Lembremos que o essencial da espiritualidade carismática é a experiência da graça do Batismo no Espírito Santo e que a vivência da graça que Deus nos dá “compreende igualmente os dons que o Espírito nos concede, para nos a associar à sua obra, para nos tornar capazes de colaborar com a salvação dos outros e com o crescimento do corpo de Cristo, a Igreja” (CIgC n. 2003).

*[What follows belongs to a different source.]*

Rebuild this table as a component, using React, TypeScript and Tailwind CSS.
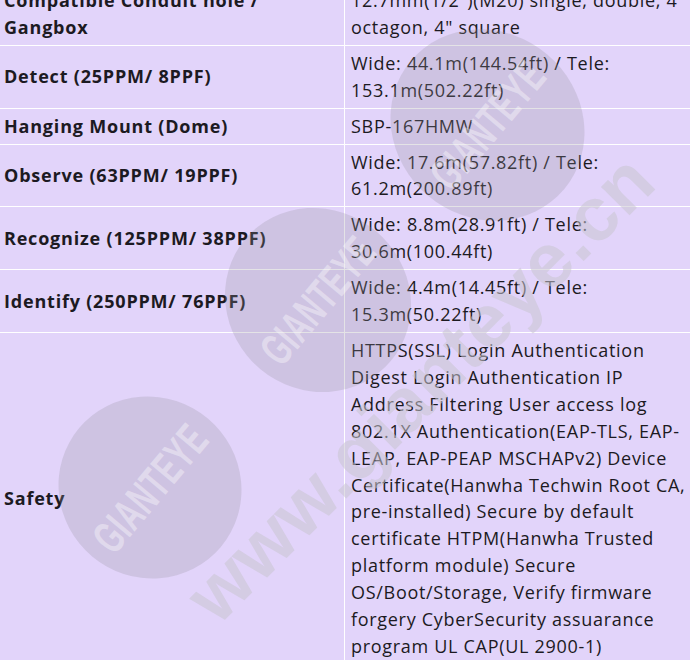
import React from "react";

type Row = { label: string[]; value: string[] };

const rows: Row[] = [
  {
    label: ["Compatible Conduit hole /", "Gangbox"],
    value: ['12.7mm(1/2")(M20) single, double, 4', 'octagon, 4" square'],
  },
  {
    label: ["Detect (25PPM/ 8PPF)"],
    value: ["Wide: 44.1m(144.54ft) / Tele:", "153.1m(502.22ft)"],
  },
  { label: ["Hanging Mount (Dome)"], value: ["SBP-167HMW"] },
  {
    label: ["Observe (63PPM/ 19PPF)"],
    value: ["Wide: 17.6m(57.82ft) / Tele:", "61.2m(200.89ft)"],
  },
  {
    label: ["Recognize (125PPM/ 38PPF)"],
    value: ["Wide: 8.8m(28.91ft) / Tele:", "30.6m(100.44ft)"],
  },
  {
    label: ["Identify (250PPM/ 76PPF)"],
    value: ["Wide: 4.4m(14.45ft) / Tele:", "15.3m(50.22ft)"],
  },
  {
    label: ["Safety"],
    value: [
      "HTTPS(SSL) Login Authentication",
      "Digest Login Authentication IP",
      "Address Filtering User access log",
      "802.1X Authentication(EAP-TLS, EAP-",
      "LEAP, EAP-PEAP MSCHAPv2) Device",
      "Certificate(Hanwha Techwin Root CA,",
      "pre-installed) Secure by default",
      "certificate HTPM(Hanwha Trusted",
      "platform module) Secure",
      "OS/Boot/Storage, Verify firmware",
      "forgery CyberSecurity assuarance",
      "program UL CAP(UL 2900-1)",
    ],
  },
];

function Lines({ lines }: { lines: string[] }) {
  return (
    <>
      {lines.map((l, i) => (
        <span key={i} className="block whitespace-nowrap">
          {l}
        </span>
      ))}
    </>
  );
}

function Oval({ className }: { className: string }) {
  return (
    <div
      className={`absolute flex items-center justify-center rounded-[50%] bg-[rgba(150,146,160,0.26)] ${className}`}
    >
      <span className="scale-x-[0.62] text-[46px] font-bold leading-none tracking-[1px] text-[rgba(255,255,255,0.38)] [font-family:'Liberation_Sans',Arial,sans-serif]">
        GIANTEYE
      </span>
    </div>
  );
}

export default function App() {
  return (
    <div className="relative h-[660px] w-[690px] overflow-hidden bg-[#e2d4fa] text-[18px] leading-[26.9px] tracking-[0.7px] text-[#1c1a22] [font-family:'Open_Sans','Noto_Sans',sans-serif]">
      <div className="-mt-[17px] grid grid-cols-[345px_1fr]">
        {rows.map((r, i) => (
          <React.Fragment key={i}>
            <div className="flex items-center border-b border-r border-white py-[4px] pl-[4px] font-bold tracking-[0.8px]">
              <div>
                <Lines lines={r.label} />
              </div>
            </div>
            <div className="border-b border-white py-[4px] pl-[6px]">
              <Lines lines={r.value} />
            </div>
          </React.Fragment>
        ))}
      </div>

      <div className="pointer-events-none absolute inset-0">
        <Oval className="left-[395px] top-[25px] h-[200px] w-[185px] -rotate-[50deg]" />
        <Oval className="left-[228px] top-[205px] h-[190px] w-[180px] -rotate-[50deg]" />
        <Oval className="left-[60px] top-[395px] h-[185px] w-[180px] -rotate-[50deg]" />
        <div className="absolute left-[120px] top-[350px] flex w-[600px] -rotate-[45deg] items-center justify-center">
          <span className="text-[76px] font-bold leading-none text-[rgba(200,196,208,0.55)] [font-family:'Liberation_Sans',Arial,sans-serif]">
            www.gianteye.cn
          </span>
        </div>
      </div>
    </div>
  );
}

Se o Batismo no Espírito Santo é um transbordar da graça de Deus, especialmente a recebida nos sacramentos, esse transbordar somente ajudaria na vivência da vida religiosa em um Instituto Religioso que procura levar à plenitude a vocação batismal e crismal, numa dimensão eucarística. Da mesma forma, se os dons e carismas são dados para colaborar com a salvação dos outros, não haveria obstáculo algum em associar ao exercício dos carismas com qualquer carisma institucional que o mesmo Espírito suscitou para salvação das almas. Porém, sempre dentro da docibilidade da obediência aos legítimos superiores, pois, “o juízo acerca da sua autenticidade e reto uso, pertence àqueles que presidem na Igreja e aos quais compete de modo especial não extinguir o Espírito mas julgar tudo e conservar o que é bom” (Constituição Dogmática Lumen Gentium, n. 12).
Inspiração dos santos fundadores na vivência carismáticas
Nada melhor que contemplar os santos fundadores e santas fundadoras, a legião de santos e santas que surgiram da grande árvore da vida religiosa na Igreja, e constatar como viveram em plenitude a graça dos sacramentos da iniciação cristã no caminho de consagração que Deus escolheu para eles e muitos outros consagrados. Contemplar São Bento e Santa Escolástica, São Bernardo, São Francisco de Assis e Santa Clara, reformadores como Santa Teresa de Jesus e São João da Cruz, pessoas que tiveram o carisma de fazer milagres como Santo Antonio de Pádua, Santo Antonio Maria Claret e São João Bosco, e muitos outros. É bom ver que viveram uma grande efusão da graça de Deus e estavam abertos aos presentes, dons e carismas, que o mesmo Senhor Deus lhes deu para melhor viver e pregar o Evangelho.
“A vida consagrada pela profissão dos conselhos evangélicos é uma forma estável de viver, pela qual os fiéis, seguindo mais de perto a Cristo sob a ação do Espírito Santo, consagram-se totalmente a Deus sumamente amado” (Cân 573, § 1). O Espírito Santo que age nos Institutos Religiosos para que seus membros se consagrem a Deus na caridade de Cristo, é o mesmo Espírito que nos dá dons e carismas para a evangelizar. Deus age de maneira diversa e misteriosa, e nós devemos estar abertos ao Espírito que pela graça nos precede na evangelização e na consagração. O Espírito Santo é Dom de Deus e pela graça do Batismo no Espírito Santo nos faz também ser dom para com nossos irmãos e irmãs.
Jesus disse: “Eu sou a videira verdadeira” (Jo 15,1a) e na mesma passagem diz que temos que estar unido a Ele, pois “sem mim nada podeis fazer (Jo 15,5b). A dependência da graça de Deus vem sempre nos lembrar que, seja qual for o trabalho a que somos chamados, sempre necessitamos da graça em nossa vida. E o Batismo no Espírito é a efusão dessa graça nas diversas categorias de fiéis, e nos religiosos e religiosas não seria diferente.
Agradeçamos a Deus pela graça da vida consagrada nos diversos institutos religiosos na Igreja. Peçamos que o Senhor Deus suscite vocações e estas sempre estejam abertas ao Espírito Santo para que realizemos a obra que Deus nos confiou.